** START OF SUPPLIED MATERIAL **

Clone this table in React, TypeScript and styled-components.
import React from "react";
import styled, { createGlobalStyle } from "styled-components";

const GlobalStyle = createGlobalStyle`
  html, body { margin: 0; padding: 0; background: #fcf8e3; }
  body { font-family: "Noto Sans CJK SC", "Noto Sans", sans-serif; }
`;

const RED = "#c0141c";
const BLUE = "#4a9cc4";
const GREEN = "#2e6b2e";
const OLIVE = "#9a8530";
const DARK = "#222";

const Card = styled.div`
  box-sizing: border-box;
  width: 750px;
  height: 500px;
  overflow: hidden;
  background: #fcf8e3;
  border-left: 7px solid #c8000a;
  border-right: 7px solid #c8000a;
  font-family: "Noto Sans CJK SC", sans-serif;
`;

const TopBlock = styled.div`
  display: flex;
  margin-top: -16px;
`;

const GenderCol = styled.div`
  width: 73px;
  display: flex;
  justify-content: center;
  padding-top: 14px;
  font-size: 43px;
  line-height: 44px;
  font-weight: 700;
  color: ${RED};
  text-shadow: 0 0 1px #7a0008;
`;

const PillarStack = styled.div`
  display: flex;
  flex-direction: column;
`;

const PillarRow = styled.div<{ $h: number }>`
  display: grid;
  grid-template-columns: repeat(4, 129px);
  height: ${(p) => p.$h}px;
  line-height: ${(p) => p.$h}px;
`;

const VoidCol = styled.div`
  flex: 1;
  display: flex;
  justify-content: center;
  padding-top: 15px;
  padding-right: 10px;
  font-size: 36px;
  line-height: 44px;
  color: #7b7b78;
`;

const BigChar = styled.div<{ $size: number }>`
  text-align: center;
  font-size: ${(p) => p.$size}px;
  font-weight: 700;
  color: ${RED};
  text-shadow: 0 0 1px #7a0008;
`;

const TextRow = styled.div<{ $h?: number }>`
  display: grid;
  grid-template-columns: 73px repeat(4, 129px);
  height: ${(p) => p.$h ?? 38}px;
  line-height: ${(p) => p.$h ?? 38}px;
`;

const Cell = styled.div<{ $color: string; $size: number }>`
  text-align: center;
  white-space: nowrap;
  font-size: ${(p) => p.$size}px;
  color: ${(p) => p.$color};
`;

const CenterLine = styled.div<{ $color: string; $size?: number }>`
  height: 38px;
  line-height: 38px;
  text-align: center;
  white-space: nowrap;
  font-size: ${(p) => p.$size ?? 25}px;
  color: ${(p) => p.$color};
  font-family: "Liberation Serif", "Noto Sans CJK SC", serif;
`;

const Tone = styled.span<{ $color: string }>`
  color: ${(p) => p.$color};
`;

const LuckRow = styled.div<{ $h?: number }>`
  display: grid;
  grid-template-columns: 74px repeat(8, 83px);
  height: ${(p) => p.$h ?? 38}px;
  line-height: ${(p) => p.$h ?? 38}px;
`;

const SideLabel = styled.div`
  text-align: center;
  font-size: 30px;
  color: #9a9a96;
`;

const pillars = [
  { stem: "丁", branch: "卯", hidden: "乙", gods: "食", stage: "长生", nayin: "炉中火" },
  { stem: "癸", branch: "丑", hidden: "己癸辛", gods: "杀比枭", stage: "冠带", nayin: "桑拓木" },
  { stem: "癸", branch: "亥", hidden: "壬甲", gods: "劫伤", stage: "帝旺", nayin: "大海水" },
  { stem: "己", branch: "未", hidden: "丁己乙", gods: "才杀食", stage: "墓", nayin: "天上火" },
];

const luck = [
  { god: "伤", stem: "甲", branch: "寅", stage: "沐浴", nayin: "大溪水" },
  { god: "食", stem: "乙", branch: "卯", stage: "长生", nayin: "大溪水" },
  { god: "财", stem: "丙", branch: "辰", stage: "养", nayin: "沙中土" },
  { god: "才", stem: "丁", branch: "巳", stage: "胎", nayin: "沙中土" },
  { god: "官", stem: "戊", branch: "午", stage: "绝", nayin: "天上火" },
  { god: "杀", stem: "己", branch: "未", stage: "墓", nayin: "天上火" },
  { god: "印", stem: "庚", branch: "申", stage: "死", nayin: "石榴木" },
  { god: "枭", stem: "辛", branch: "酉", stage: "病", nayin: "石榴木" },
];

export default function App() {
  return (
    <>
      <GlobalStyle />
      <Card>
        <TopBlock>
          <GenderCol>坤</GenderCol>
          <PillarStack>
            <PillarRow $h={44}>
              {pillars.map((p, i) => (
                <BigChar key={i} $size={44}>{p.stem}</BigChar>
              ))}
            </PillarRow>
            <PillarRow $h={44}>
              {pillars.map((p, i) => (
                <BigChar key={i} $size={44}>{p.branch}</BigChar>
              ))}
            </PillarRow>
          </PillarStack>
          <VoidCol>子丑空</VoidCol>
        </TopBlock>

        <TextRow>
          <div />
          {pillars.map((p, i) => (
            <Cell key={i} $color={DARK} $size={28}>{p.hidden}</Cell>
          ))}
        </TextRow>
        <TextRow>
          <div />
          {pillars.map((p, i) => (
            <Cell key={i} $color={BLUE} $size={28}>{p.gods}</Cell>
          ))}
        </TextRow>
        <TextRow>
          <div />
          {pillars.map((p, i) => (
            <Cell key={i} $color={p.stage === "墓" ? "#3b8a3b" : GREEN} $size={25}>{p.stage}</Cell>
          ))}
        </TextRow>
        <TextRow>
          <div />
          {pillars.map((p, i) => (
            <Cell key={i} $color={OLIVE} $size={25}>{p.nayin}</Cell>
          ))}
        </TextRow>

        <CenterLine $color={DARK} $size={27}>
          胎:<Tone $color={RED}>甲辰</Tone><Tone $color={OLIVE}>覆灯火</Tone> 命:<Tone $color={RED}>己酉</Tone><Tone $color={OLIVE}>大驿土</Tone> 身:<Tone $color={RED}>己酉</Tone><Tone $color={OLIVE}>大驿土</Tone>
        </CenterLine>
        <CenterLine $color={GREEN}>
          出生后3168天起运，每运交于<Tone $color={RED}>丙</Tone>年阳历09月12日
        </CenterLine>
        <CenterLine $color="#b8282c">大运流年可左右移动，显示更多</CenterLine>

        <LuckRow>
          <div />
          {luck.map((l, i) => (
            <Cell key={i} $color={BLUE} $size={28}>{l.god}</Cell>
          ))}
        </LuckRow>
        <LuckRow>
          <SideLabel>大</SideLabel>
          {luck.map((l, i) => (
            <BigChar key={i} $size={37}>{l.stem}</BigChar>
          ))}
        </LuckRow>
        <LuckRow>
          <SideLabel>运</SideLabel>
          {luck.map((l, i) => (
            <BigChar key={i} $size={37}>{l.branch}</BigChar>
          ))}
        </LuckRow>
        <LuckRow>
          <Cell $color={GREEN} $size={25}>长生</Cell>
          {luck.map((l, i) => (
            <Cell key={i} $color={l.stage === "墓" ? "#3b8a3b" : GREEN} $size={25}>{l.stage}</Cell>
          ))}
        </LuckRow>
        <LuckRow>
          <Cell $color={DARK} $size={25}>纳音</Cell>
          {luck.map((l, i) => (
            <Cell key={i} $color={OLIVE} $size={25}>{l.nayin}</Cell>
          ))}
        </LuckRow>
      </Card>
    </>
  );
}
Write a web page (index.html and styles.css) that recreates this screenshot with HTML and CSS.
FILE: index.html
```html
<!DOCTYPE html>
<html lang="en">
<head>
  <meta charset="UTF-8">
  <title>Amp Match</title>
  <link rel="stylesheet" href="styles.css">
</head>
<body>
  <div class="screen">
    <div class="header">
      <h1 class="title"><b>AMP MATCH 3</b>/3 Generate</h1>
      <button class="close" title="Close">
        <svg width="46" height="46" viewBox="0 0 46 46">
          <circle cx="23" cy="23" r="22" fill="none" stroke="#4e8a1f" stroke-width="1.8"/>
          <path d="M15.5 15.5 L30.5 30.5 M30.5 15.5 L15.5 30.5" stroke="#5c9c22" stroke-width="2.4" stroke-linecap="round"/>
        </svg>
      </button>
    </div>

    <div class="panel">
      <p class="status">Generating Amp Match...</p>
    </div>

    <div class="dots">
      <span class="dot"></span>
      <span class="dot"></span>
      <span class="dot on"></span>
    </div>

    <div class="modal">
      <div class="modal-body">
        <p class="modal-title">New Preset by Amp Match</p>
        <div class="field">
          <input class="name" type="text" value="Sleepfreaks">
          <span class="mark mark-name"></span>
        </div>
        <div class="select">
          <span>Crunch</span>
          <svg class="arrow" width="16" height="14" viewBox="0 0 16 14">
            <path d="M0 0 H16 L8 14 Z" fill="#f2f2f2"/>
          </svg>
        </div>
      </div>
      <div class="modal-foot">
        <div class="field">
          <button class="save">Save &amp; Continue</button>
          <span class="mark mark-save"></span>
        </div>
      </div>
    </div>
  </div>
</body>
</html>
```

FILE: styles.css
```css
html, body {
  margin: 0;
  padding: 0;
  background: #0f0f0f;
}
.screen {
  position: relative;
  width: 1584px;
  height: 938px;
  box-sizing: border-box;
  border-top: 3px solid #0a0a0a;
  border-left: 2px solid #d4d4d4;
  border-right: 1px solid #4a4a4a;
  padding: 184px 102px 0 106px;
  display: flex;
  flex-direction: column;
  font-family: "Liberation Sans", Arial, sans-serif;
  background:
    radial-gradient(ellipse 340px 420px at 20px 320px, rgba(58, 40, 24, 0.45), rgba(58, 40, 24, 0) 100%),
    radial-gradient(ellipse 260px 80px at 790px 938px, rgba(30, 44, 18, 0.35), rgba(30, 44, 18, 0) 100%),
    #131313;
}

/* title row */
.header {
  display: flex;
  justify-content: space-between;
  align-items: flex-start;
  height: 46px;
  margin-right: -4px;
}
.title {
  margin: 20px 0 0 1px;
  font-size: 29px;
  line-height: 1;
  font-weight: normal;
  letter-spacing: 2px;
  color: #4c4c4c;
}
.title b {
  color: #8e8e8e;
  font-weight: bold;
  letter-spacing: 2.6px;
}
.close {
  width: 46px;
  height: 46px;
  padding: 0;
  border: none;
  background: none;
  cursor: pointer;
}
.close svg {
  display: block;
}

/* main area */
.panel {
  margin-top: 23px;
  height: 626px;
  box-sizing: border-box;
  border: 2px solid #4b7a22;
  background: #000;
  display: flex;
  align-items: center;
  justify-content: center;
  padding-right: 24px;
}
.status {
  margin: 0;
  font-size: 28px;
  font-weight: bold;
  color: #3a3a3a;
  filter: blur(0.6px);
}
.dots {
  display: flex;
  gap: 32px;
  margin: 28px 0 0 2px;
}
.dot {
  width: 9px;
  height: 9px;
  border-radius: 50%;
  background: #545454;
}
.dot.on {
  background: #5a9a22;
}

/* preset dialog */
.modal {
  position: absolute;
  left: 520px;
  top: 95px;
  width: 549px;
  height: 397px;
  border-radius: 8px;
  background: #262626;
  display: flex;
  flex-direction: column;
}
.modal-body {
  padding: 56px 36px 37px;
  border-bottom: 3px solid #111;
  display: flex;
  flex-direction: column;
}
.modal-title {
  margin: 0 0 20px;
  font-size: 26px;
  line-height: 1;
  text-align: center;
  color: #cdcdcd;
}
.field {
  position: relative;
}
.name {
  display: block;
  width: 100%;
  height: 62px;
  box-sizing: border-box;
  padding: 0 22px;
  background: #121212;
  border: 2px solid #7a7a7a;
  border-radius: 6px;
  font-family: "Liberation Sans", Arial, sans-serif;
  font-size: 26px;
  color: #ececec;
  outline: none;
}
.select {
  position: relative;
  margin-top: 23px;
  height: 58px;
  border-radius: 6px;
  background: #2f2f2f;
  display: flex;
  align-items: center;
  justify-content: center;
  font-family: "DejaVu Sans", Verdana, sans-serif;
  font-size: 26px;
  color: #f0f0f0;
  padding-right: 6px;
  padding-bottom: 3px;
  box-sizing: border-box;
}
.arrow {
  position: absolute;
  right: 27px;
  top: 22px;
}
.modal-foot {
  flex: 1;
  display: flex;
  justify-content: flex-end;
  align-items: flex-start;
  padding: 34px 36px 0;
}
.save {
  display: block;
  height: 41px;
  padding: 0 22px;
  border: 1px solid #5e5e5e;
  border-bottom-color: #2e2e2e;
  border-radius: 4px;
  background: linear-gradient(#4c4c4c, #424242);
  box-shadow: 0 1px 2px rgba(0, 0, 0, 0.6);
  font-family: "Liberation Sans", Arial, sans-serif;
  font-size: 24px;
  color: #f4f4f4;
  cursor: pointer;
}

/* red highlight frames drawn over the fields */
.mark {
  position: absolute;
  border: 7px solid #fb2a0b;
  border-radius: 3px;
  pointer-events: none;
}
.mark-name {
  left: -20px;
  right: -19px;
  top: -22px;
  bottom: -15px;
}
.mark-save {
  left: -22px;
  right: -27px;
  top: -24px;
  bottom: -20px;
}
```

** END OF SUPPLIED MATERIAL **

STATED GOAL - Copy every line in the entries above that has the string "styles" in it.

REPLY -
Write a web page (index.html and styles.css) that recreates this screenshot with HTML and CSS.
  <link rel="stylesheet" href="styles.css">
FILE: styles.css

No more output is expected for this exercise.